> _Goal_:
Images appear in the records below; leave them out and repeat everything else exactly.

Extracted records:
###

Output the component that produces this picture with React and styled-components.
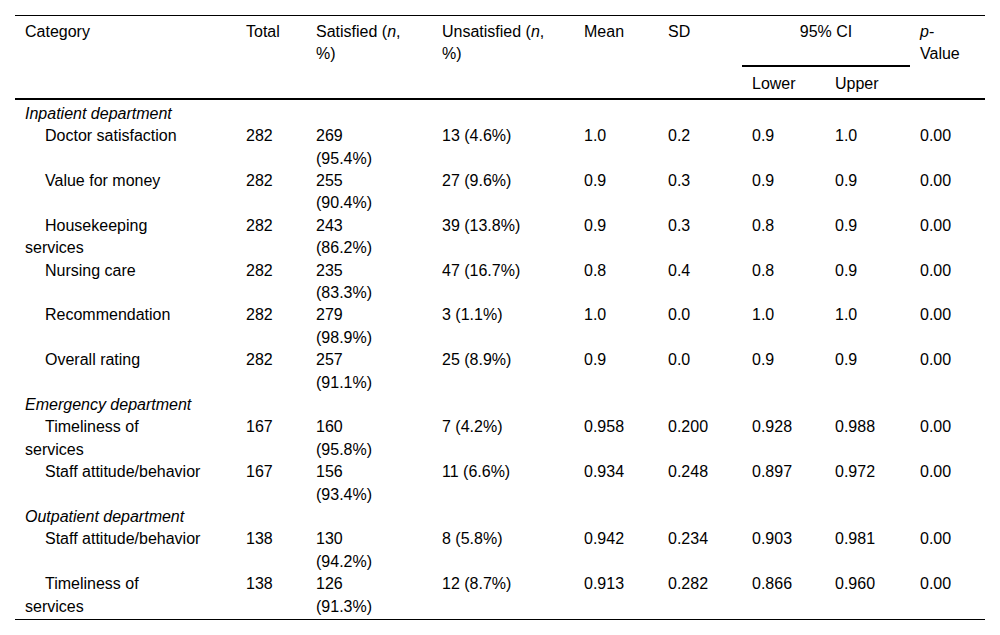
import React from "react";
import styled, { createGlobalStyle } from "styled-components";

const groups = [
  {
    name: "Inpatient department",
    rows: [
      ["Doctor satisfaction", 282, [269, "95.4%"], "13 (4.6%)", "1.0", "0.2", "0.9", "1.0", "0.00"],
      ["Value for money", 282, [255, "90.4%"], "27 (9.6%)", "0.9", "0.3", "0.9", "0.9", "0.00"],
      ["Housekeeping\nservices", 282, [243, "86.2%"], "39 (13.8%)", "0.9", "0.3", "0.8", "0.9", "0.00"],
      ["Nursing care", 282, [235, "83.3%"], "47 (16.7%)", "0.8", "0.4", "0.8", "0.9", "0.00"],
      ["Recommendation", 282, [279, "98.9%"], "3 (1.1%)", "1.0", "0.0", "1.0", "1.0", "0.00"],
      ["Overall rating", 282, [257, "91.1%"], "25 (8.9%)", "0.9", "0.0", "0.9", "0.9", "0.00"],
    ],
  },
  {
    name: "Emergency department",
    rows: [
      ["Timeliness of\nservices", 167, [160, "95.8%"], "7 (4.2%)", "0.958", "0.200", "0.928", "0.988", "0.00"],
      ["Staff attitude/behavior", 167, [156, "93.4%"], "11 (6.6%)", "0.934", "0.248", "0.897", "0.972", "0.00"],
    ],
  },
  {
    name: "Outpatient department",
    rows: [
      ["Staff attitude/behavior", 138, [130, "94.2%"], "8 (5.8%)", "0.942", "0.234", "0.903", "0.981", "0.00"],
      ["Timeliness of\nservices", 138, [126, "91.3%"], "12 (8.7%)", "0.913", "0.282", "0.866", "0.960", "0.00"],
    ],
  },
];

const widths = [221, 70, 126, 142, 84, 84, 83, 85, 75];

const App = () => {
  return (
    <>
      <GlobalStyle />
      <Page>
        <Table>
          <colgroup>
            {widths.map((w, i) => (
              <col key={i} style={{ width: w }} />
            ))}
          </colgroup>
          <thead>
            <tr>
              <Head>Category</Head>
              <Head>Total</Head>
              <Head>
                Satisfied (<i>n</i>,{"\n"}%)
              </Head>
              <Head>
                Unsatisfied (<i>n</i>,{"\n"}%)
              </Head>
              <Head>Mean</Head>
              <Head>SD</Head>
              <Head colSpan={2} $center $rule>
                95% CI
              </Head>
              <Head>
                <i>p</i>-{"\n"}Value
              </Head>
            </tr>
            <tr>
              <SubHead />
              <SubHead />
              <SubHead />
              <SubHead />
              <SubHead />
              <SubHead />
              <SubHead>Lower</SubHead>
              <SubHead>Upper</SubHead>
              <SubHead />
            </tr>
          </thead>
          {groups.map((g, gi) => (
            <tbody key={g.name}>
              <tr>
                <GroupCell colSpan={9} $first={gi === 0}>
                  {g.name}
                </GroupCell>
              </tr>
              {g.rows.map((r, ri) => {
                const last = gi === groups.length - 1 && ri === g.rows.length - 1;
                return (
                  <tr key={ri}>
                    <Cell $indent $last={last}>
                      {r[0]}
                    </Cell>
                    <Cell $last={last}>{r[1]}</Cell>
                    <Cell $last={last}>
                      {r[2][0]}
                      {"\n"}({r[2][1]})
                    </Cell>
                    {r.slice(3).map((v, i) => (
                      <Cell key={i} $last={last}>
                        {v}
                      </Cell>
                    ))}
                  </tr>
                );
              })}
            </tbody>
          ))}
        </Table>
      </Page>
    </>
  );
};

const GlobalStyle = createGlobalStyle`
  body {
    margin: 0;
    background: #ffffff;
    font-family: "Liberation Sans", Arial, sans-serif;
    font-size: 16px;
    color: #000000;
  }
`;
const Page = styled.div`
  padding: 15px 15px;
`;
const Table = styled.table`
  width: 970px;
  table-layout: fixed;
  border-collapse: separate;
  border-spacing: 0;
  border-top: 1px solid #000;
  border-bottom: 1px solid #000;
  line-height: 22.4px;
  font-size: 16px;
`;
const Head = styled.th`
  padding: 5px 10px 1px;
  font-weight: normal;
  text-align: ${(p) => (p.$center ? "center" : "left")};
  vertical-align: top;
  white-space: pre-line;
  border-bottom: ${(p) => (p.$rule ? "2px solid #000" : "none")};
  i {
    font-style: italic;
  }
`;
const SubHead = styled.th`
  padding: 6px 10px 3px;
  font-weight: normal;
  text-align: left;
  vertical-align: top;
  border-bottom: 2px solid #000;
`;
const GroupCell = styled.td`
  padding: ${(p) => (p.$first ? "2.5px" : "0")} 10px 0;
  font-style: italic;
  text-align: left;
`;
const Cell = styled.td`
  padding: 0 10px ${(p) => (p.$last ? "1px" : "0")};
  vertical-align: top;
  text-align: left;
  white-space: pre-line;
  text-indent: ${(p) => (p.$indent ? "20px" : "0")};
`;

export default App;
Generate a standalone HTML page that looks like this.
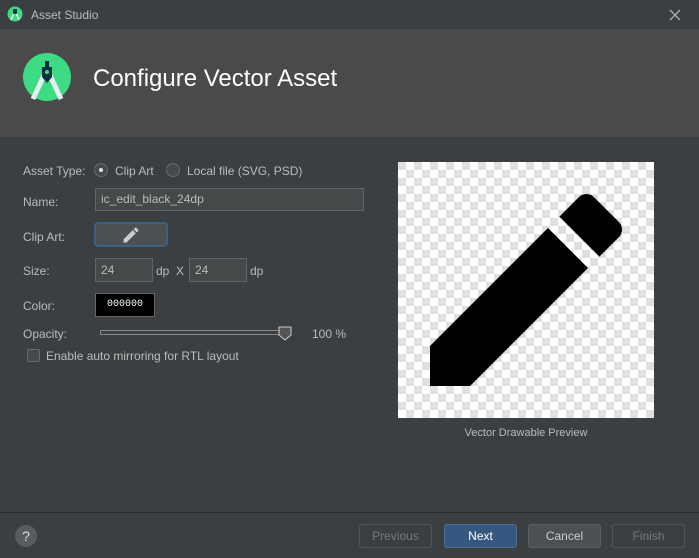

###

> _Exercise answer_:
Output the component that produces this picture with React and styled-components.
import React from "react";
import styled, { createGlobalStyle } from "styled-components";

const groups = [
  {
    name: "Inpatient department",
    rows: [
      ["Doctor satisfaction", 282, [269, "95.4%"], "13 (4.6%)", "1.0", "0.2", "0.9", "1.0", "0.00"],
      ["Value for money", 282, [255, "90.4%"], "27 (9.6%)", "0.9", "0.3", "0.9", "0.9", "0.00"],
      ["Housekeeping\nservices", 282, [243, "86.2%"], "39 (13.8%)", "0.9", "0.3", "0.8", "0.9", "0.00"],
      ["Nursing care", 282, [235, "83.3%"], "47 (16.7%)", "0.8", "0.4", "0.8", "0.9", "0.00"],
      ["Recommendation", 282, [279, "98.9%"], "3 (1.1%)", "1.0", "0.0", "1.0", "1.0", "0.00"],
      ["Overall rating", 282, [257, "91.1%"], "25 (8.9%)", "0.9", "0.0", "0.9", "0.9", "0.00"],
    ],
  },
  {
    name: "Emergency department",
    rows: [
      ["Timeliness of\nservices", 167, [160, "95.8%"], "7 (4.2%)", "0.958", "0.200", "0.928", "0.988", "0.00"],
      ["Staff attitude/behavior", 167, [156, "93.4%"], "11 (6.6%)", "0.934", "0.248", "0.897", "0.972", "0.00"],
    ],
  },
  {
    name: "Outpatient department",
    rows: [
      ["Staff attitude/behavior", 138, [130, "94.2%"], "8 (5.8%)", "0.942", "0.234", "0.903", "0.981", "0.00"],
      ["Timeliness of\nservices", 138, [126, "91.3%"], "12 (8.7%)", "0.913", "0.282", "0.866", "0.960", "0.00"],
    ],
  },
];

const widths = [221, 70, 126, 142, 84, 84, 83, 85, 75];

const App = () => {
  return (
    <>
      <GlobalStyle />
      <Page>
        <Table>
          <colgroup>
            {widths.map((w, i) => (
              <col key={i} style={{ width: w }} />
            ))}
          </colgroup>
          <thead>
            <tr>
              <Head>Category</Head>
              <Head>Total</Head>
              <Head>
                Satisfied (<i>n</i>,{"\n"}%)
              </Head>
              <Head>
                Unsatisfied (<i>n</i>,{"\n"}%)
              </Head>
              <Head>Mean</Head>
              <Head>SD</Head>
              <Head colSpan={2} $center $rule>
                95% CI
              </Head>
              <Head>
                <i>p</i>-{"\n"}Value
              </Head>
            </tr>
            <tr>
              <SubHead />
              <SubHead />
              <SubHead />
              <SubHead />
              <SubHead />
              <SubHead />
              <SubHead>Lower</SubHead>
              <SubHead>Upper</SubHead>
              <SubHead />
            </tr>
          </thead>
          {groups.map((g, gi) => (
            <tbody key={g.name}>
              <tr>
                <GroupCell colSpan={9} $first={gi === 0}>
                  {g.name}
                </GroupCell>
              </tr>
              {g.rows.map((r, ri) => {
                const last = gi === groups.length - 1 && ri === g.rows.length - 1;
                return (
                  <tr key={ri}>
                    <Cell $indent $last={last}>
                      {r[0]}
                    </Cell>
                    <Cell $last={last}>{r[1]}</Cell>
                    <Cell $last={last}>
                      {r[2][0]}
                      {"\n"}({r[2][1]})
                    </Cell>
                    {r.slice(3).map((v, i) => (
                      <Cell key={i} $last={last}>
                        {v}
                      </Cell>
                    ))}
                  </tr>
                );
              })}
            </tbody>
          ))}
        </Table>
      </Page>
    </>
  );
};

const GlobalStyle = createGlobalStyle`
  body {
    margin: 0;
    background: #ffffff;
    font-family: "Liberation Sans", Arial, sans-serif;
    font-size: 16px;
    color: #000000;
  }
`;
const Page = styled.div`
  padding: 15px 15px;
`;
const Table = styled.table`
  width: 970px;
  table-layout: fixed;
  border-collapse: separate;
  border-spacing: 0;
  border-top: 1px solid #000;
  border-bottom: 1px solid #000;
  line-height: 22.4px;
  font-size: 16px;
`;
const Head = styled.th`
  padding: 5px 10px 1px;
  font-weight: normal;
  text-align: ${(p) => (p.$center ? "center" : "left")};
  vertical-align: top;
  white-space: pre-line;
  border-bottom: ${(p) => (p.$rule ? "2px solid #000" : "none")};
  i {
    font-style: italic;
  }
`;
const SubHead = styled.th`
  padding: 6px 10px 3px;
  font-weight: normal;
  text-align: left;
  vertical-align: top;
  border-bottom: 2px solid #000;
`;
const GroupCell = styled.td`
  padding: ${(p) => (p.$first ? "2.5px" : "0")} 10px 0;
  font-style: italic;
  text-align: left;
`;
const Cell = styled.td`
  padding: 0 10px ${(p) => (p.$last ? "1px" : "0")};
  vertical-align: top;
  text-align: left;
  white-space: pre-line;
  text-indent: ${(p) => (p.$indent ? "20px" : "0")};
`;

export default App;
Generate a standalone HTML page that looks like this.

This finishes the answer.